# Records for processing
----------
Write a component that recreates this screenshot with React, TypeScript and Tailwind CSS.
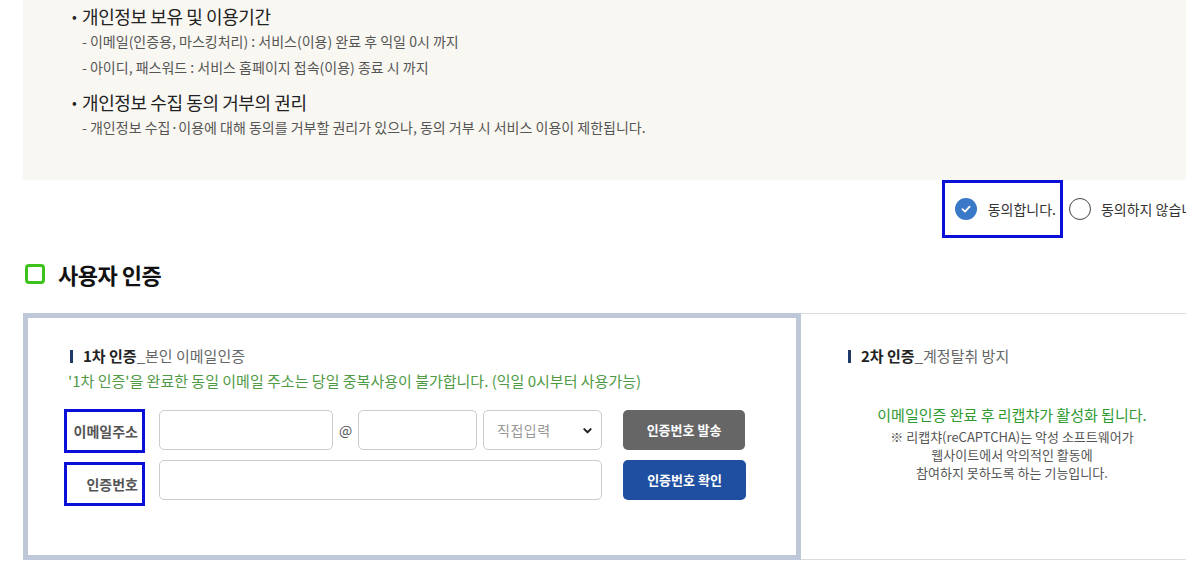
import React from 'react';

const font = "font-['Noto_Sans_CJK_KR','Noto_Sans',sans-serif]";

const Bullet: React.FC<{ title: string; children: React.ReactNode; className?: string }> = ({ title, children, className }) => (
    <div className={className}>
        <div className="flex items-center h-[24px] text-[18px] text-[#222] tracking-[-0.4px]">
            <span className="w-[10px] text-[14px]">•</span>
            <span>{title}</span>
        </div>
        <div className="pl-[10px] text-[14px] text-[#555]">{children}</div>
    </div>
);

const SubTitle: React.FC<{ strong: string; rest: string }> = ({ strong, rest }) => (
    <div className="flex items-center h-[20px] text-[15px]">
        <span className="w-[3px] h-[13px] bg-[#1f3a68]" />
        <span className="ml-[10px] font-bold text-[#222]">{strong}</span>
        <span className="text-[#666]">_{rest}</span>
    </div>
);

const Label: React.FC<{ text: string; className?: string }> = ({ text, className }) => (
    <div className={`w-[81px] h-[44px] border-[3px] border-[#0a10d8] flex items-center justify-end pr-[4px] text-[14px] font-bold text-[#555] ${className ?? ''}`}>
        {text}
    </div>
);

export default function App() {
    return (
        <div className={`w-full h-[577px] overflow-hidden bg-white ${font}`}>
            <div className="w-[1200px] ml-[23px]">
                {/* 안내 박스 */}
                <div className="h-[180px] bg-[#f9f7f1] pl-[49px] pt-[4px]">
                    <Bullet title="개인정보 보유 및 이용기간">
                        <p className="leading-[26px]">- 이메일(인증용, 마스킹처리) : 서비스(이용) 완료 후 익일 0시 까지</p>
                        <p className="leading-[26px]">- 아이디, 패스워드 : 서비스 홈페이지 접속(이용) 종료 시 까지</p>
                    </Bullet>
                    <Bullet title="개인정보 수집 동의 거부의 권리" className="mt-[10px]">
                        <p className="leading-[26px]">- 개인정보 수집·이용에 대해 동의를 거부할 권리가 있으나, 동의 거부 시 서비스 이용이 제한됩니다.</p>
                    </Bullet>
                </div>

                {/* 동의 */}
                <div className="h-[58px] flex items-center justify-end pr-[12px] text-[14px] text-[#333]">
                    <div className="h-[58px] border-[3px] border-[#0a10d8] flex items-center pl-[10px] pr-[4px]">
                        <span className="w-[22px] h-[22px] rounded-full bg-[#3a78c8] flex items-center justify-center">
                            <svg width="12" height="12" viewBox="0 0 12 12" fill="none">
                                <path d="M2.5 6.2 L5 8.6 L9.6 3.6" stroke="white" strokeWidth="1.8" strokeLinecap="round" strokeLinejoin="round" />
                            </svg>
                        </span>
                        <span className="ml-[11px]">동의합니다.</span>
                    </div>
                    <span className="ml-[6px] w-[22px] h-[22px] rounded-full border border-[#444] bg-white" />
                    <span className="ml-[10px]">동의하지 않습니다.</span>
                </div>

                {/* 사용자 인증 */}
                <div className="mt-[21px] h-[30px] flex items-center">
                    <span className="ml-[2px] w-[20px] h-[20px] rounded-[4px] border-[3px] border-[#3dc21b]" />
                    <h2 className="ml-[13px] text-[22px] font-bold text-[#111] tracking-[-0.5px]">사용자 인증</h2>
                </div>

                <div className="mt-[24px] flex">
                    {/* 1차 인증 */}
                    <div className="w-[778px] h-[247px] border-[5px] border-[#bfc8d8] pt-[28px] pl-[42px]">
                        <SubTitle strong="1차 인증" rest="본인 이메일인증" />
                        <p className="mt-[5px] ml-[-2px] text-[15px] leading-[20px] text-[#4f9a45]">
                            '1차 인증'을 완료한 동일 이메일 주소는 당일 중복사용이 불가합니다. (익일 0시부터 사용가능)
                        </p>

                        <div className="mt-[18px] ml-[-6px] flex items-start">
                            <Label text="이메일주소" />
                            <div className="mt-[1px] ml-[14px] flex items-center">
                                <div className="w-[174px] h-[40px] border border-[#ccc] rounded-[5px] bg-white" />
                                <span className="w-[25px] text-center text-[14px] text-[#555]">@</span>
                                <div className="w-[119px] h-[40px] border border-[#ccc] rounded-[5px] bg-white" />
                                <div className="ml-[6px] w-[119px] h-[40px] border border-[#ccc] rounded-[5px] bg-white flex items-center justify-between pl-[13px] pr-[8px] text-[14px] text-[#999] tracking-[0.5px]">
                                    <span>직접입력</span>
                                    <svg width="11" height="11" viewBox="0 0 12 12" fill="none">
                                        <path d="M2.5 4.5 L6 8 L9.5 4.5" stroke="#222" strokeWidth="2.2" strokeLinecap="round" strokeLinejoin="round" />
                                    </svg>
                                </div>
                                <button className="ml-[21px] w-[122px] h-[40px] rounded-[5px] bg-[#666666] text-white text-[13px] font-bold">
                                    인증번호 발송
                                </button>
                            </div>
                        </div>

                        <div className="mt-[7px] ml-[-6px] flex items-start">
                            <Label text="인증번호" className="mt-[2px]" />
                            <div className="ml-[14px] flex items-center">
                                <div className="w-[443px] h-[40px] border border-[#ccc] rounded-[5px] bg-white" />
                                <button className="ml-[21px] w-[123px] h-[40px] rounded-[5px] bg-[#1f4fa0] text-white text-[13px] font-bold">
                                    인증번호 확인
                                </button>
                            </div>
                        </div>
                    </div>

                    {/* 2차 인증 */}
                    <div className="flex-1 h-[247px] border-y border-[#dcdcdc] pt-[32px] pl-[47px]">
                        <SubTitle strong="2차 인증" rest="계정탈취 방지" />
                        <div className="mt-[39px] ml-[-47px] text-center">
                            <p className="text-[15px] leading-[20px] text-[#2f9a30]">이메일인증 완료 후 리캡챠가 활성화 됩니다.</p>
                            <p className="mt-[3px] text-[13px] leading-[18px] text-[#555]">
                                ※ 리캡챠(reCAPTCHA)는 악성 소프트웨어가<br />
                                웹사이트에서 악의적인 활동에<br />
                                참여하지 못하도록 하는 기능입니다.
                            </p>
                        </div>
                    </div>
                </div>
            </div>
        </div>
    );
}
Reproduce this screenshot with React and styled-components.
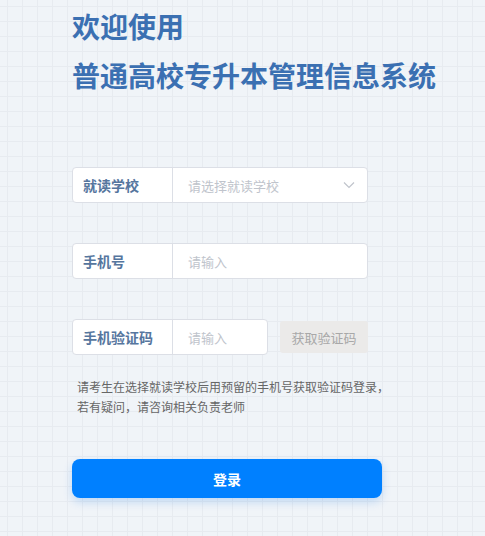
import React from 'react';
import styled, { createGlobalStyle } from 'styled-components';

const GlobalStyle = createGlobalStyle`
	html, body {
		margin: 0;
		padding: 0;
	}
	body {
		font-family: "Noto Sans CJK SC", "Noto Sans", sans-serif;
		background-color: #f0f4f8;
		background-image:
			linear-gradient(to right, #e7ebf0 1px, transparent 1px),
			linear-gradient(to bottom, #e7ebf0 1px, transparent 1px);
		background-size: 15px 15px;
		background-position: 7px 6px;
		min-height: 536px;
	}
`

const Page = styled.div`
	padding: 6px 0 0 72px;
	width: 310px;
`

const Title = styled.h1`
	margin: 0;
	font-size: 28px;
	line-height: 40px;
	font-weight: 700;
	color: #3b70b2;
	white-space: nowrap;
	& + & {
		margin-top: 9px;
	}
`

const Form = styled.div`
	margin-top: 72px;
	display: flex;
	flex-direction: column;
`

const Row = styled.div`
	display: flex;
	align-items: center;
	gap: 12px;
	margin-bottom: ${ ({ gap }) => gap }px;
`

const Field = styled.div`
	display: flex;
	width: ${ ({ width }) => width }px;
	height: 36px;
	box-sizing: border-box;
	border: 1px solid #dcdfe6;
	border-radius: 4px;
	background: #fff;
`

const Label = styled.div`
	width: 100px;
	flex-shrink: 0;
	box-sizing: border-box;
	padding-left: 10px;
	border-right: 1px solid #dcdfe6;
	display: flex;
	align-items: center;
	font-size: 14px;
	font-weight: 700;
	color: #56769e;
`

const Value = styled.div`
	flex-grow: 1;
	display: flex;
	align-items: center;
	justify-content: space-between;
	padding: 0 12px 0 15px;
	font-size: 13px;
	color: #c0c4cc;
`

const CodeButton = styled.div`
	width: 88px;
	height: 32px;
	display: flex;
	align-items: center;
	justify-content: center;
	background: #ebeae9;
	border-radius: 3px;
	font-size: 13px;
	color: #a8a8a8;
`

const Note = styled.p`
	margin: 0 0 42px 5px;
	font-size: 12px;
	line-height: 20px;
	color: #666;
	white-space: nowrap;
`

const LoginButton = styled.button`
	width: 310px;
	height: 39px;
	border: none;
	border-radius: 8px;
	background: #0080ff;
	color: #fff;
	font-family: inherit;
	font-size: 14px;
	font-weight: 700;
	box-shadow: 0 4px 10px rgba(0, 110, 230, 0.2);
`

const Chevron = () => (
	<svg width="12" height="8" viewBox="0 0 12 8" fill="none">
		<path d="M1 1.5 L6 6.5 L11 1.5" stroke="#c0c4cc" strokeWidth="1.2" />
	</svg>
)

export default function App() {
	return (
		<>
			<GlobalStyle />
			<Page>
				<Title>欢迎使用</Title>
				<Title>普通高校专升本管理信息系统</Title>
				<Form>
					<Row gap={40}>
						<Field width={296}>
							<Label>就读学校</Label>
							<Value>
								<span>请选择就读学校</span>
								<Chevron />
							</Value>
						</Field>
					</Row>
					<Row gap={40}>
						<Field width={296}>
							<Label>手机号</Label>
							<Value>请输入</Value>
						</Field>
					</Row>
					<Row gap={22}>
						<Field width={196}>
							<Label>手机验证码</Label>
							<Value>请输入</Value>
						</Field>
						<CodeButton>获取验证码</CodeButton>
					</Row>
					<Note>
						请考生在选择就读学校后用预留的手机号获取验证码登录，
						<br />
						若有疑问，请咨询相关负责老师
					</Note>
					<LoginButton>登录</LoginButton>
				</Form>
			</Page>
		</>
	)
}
----------
# Written instruction
Collect from the data above every line that includes "this".

# Solved problem
Write a component that recreates this screenshot with React, TypeScript and Tailwind CSS.
Reproduce this screenshot with React and styled-components.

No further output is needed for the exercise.